Readers of the Israeli press, Rubinstein continues, are largely shielded from the unwelcome facts, though not entirely so. In the US, it is far more important for the population to be kept in ignorance, for obvious reasons: the economic and military programmes rely crucially on US support, which is domestically unpopular and would be far more so if its purposes were known. To illustrate, on 3 October, after a week of bitter fighting and killing, the defence correspondent of Ha’aretz reported “the largest purchase of military helicopters by the Israeli Air Force in a decade,” an agreement with the US to provide Israel with 35 Blackhawk military helicopters and spare parts at a cost of $525 million, along with jet fuel, following the purchase shortly before of patrol aircraft and Apache attack helicopters. These are “the newest and most advanced multi-mission attack helicopters in the US inventory,” the Jerusalem Post adds. It would be unfair to say that those providing the gifts cannot discover the fact. In a database search, David Peterson found that they were reported in the Raleigh (North Carolina) press. The sale of military helicopters was condemned by Amnesty International (19 October), because these “US-supplied helicopters have been used to violate the human rights of Palestinians and Arab Israelis during the recent conflict in the region.” Surely that was anticipated, barring advanced cretinism.

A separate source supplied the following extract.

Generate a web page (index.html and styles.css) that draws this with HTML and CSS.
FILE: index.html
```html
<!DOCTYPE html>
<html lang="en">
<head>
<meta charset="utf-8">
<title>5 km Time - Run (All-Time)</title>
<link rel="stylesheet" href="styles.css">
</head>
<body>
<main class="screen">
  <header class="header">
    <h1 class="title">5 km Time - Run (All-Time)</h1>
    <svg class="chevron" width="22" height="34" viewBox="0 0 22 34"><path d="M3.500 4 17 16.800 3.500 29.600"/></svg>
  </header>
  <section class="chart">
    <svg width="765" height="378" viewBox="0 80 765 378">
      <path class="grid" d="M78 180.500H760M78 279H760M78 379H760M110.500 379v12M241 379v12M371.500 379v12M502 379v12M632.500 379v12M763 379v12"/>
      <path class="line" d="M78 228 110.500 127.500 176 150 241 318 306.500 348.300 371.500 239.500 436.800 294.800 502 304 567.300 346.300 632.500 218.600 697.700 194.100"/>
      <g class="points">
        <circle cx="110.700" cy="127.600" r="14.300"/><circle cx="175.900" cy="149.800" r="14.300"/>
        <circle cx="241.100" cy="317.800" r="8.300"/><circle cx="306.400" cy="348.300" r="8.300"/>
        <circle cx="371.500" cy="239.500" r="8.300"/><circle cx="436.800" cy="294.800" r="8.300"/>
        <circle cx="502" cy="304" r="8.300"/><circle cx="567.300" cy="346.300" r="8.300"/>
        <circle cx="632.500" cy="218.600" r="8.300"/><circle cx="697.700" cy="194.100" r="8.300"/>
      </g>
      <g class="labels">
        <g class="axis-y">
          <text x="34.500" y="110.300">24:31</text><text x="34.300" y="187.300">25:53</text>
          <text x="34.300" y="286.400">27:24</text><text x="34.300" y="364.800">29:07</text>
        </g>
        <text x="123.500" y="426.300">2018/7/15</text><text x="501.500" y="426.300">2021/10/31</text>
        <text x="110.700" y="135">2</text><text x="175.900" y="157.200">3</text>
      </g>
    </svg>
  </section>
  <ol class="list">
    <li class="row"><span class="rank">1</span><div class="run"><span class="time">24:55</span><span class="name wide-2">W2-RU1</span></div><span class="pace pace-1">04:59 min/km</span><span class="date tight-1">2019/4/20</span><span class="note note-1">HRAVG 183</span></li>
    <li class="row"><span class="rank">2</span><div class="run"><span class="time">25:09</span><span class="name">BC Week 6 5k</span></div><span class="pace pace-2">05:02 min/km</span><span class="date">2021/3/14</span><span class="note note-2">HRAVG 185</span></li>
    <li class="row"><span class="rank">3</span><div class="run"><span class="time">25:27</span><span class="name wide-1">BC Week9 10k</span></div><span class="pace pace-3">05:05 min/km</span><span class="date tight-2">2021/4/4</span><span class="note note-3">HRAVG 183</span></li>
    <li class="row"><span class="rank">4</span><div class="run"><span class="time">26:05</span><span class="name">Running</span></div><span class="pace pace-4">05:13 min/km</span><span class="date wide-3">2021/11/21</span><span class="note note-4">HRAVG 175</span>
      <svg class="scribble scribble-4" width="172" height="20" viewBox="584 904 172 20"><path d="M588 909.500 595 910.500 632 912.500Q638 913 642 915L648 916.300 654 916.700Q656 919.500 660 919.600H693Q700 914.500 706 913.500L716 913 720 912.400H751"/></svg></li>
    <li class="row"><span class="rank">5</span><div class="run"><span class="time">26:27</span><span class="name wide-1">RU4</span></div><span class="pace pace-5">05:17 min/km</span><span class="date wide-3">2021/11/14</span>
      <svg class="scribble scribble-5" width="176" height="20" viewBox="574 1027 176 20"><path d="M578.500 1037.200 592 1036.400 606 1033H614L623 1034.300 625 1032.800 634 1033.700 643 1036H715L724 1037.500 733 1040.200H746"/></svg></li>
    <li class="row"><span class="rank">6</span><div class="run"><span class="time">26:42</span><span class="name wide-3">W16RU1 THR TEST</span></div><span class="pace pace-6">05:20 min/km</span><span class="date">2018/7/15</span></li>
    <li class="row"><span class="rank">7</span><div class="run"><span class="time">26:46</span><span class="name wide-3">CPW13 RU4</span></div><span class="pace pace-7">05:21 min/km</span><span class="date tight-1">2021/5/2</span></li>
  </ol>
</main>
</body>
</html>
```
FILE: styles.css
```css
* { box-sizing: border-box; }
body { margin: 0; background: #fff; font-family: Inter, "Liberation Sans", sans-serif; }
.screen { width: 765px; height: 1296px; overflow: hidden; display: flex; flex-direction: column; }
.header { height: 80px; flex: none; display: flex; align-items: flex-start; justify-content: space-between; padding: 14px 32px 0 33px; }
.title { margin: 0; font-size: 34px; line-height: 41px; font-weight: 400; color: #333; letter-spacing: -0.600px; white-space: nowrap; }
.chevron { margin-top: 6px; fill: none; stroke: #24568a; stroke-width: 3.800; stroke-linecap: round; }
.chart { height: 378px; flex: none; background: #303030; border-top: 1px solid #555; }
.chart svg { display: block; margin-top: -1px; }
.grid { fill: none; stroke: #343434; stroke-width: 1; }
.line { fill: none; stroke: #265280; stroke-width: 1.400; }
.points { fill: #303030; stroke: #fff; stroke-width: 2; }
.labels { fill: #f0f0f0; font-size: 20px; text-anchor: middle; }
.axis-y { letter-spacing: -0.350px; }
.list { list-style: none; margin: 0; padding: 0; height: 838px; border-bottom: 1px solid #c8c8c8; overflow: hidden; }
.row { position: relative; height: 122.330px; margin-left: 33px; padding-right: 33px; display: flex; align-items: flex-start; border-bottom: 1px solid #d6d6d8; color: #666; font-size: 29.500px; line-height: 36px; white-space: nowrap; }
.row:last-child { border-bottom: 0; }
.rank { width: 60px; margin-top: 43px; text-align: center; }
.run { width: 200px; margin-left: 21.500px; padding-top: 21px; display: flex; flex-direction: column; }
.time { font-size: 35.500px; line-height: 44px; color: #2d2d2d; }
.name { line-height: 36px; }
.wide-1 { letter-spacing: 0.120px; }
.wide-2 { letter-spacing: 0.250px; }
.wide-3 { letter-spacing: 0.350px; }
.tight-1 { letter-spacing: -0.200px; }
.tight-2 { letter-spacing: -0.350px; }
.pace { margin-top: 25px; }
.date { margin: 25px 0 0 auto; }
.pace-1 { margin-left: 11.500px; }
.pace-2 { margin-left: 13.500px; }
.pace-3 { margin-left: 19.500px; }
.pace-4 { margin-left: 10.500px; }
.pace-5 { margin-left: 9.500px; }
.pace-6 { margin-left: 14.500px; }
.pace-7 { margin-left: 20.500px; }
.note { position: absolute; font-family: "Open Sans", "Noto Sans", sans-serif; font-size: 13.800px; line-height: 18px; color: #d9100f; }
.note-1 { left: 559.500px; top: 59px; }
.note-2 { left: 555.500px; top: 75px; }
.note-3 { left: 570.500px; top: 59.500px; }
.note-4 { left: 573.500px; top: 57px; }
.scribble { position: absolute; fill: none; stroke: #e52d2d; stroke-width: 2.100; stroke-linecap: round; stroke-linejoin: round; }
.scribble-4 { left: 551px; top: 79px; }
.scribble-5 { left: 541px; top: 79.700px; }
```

Israel has been condemned internationally (the US abstaining) for “excessive use of force,” in a “disproportionate reaction” to Palestinian violence. That includes even rare condemnations by the International Committee of the Red Cross, specifically, for attacks on at least 18 Red Cross ambulances (NYT, 4 October). Israel’s response is that it is being unfairly singled out for criticism. The response is entirely accurate. Israel is employing official US doctrine, known here as “the Powell doctrine,” though it is of far more ancient vintage, tracing back centuries: Use massive force in response to any perceived threat. Official Israeli doctrine allows “the full use of weapons against anyone who endangers lives and especially at anyone who shoots at our forces or at Israelis” (Israeli military legal adviser Daniel Reisner, FT, 6 October). Full use of force by a modern army includes tanks, helicopter gunships, sharpshooters aiming at civilians (often children), etc. US weapons sales “do not carry a stipulation that the weapons can’t be used against civilians,” a Pentagon official said; he “acknowledged however that anti-tank missiles and attack helicopters are not traditionally considered tools for crowd control” — except by those powerful enough to get away with it, under the protective wings of the reigning superpower. “We cannot second-guess an Israeli commander who calls in a Cobra (helicopter) gunship because his troops are under attack,” another US official said (Deutsche Presse-Agentur, 3 October). Accordingly, such killing machines must be provided in an unceasing flow.

It is not surprising that a US client state should adopt standard US military doctrine, which has left a toll too awesome to record, including in very recent years. The US and Israel are, of course, not alone in adopting this doctrine, and it is sometimes even condemned: namely, when adopted by enemies targeted for destruction. A recent example is the response of Serbia when its territory (as the US insists it is) was attacked by Albanian-based guerrillas, killing Serb police and civilians and abducting civilians (including Albanians) with the openly-announced intent of eliciting a “disproportionate response” that would arouse Western indignation, then NATO military attack. Very rich documentation from US, NATO, and other Western sources is now available, most of it produced in an effort to justify the bombing. Assuming these sources to be credible, we find that the Serbian response — while doubtless “disproportionate” and criminal, as alleged — does not compare with the standard resort to the same doctrine by the US and its clients, Israel included.

In the mainstream British press, we can at last read that “If Palestinians were black, Israel would now be a pariah state subject to economic sanctions led by the United States [which is not accurate, unfortunately]. Its development and settlement of the West Bank would be seen as a system of apartheid, in which the indigenous population was allowed to live in a tiny fraction of its own country, in self-administered ‘bantustans’, with ‘whites’ monopolising the supply of water and electricity. And just as the black population was allowed into South Africa’s white areas in disgracefully under-resourced townships, so Israel’s treatment of Israeli Arabs — flagrantly discriminating against them in housing and education spending — would be recognised as scandalous too” (Observer, Guardian, 15 October).

Such conclusions will come as no surprise to those whose vision has not been constrained by the doctrinal blinders imposed for many years. It remains a major task to remove them in the most important country. That is a prerequisite to any constructive reaction to the mounting chaos and destruction, terrible enough before our eyes, and with long-term implications that are not pleasant to contemplate.